Activity 2 (Week 2): Students plant seeds (moong/gram) in different conditions — with/without water, light, soil. They observe and record daily changes over 10 days, then discuss why plants need these conditions and how farmers depend on sunlight and water. This integrates science (plant growth requirements) with social science (agriculture, farmer's work).
Both activities fit the Food theme, use minimal resources, involve hands-on work, and connect scientific concepts to children's lived experiences.

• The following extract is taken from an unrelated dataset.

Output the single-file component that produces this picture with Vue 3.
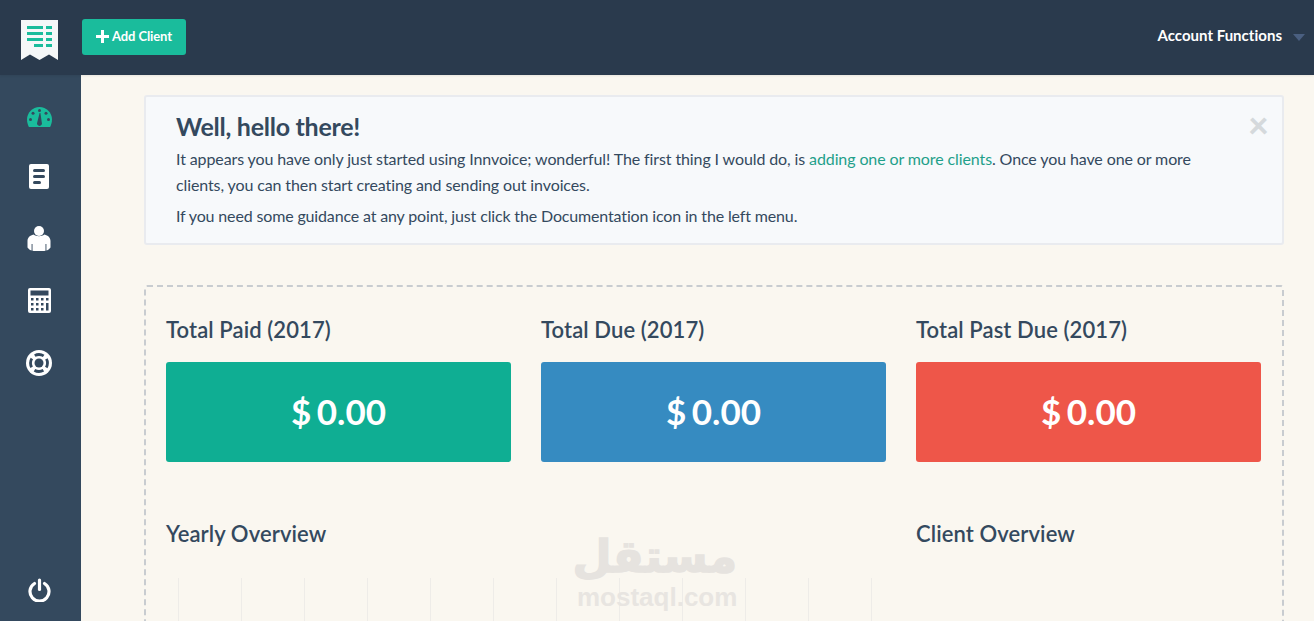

**Example 3: Inquiry-Based Questioning**
*Question: A teacher wants to shift from telling students "Earthworms help plants grow" to using an inquiry approach. Suggest how.*
**Solution:**
Instead of stating the fact, the teacher could: 1. **Engage**: Show two pots of similar plants — one healthy, one wilting. Ask: "What might be different about these plants?" 2. **Explore**: Have students examine soil from both pots. Provide magnifying glasses to observe earthworms in the healthy plant's soil. 3. **Question**: "What do earthworms do in the soil? How might they affect plants?" 4. **Investigate**: Students add earthworms to poor soil, observe changes over 2 weeks, compare plant growth. 5. **Conclude**: Students present findings — earthworms loosen soil, mix nutrients, help roots grow.
This inquiry cycle develops observation, hypothesis-formation, and evidence-based reasoning rather than rote memorization.
Common Mistakes
**Mistake 1: Confusing activity with inquiry** — Thinking any hands-on task is inquiry-based learning. **Fix**: Inquiry requires children to ask questions and investigate, not just follow procedural steps. Blindly following instructions ("mix solution A with B, observe color change") is activity-based but not inquiry unless children form hypotheses about *why* the change occurs.
**Mistake 2: Believing theme-based means teaching multiple subjects together in one period**. **Fix**: Theme-based teaching explores *connections* within a theme over extended time (2-3 weeks), not cramming multiple subjects into 40 minutes. A lesson can focus on one aspect of the theme (e.g., sources of water) while the overall unit maintains thematic coherence.
**Mistake 3: Assuming these approaches need expensive labs or equipment**. **Fix**: EVS activities use everyday materials — used bottles, local plants, neighborhood walks. The focus is on observation and exploration, not sophisticated apparatus. If you can't implement an approach with locally available resources, it's not appropriate for primary EVS.
**Mistake 4: Treating inquiry as unstructured free play**. **Fix**: Inquiry is guided discovery. Teachers structure the investigation with prompts, constraints, and scaffolding questions. Complete lack of guidance leads to confusion, not learning. Teacher's role shifts from information-giver to facilitator who asks probing questions.
**Mistake 5: Evaluating these approaches using only written tests**. **Fix**: Activity and inquiry-based learning require diverse assessment — observation, student projects, oral presentations, portfolios. A child who cannot write well may demonstrate excellent observational skills or creative problem-solving that a paper-pencil test would miss.
Quick Reference
- **Theme-based**: Organizes content around real-world themes (Water, Food, Shelter), integrating science and social science over 2-3 weeks, reflecting how children experience their environment as a whole.
- **Activity-based**: Learning-by-doing through hands-on experiences, experiments, and field work using locally available materials; develops concrete understanding and psychomotor skills.
- **Inquiry-based**: Children as investigators who observe, question, predict, test, and conclude; develops scientific temper, critical thinking, and evidence-based reasoning.
- Teacher's role: facilitator and guide, not lecturer; asks open-ended questions, provides resources, and scaffolds exploration while children construct knowledge.
- Integration is key: EVS approaches naturally blend science and social science, preparing children for separated subjects in upper classes without creating artificial boundaries in primary stage.
- Assessment must match the approach: observation checklists, project work, portfolios, and oral presentations reveal learning that written tests cannot capture in activity and inquiry-based contexts.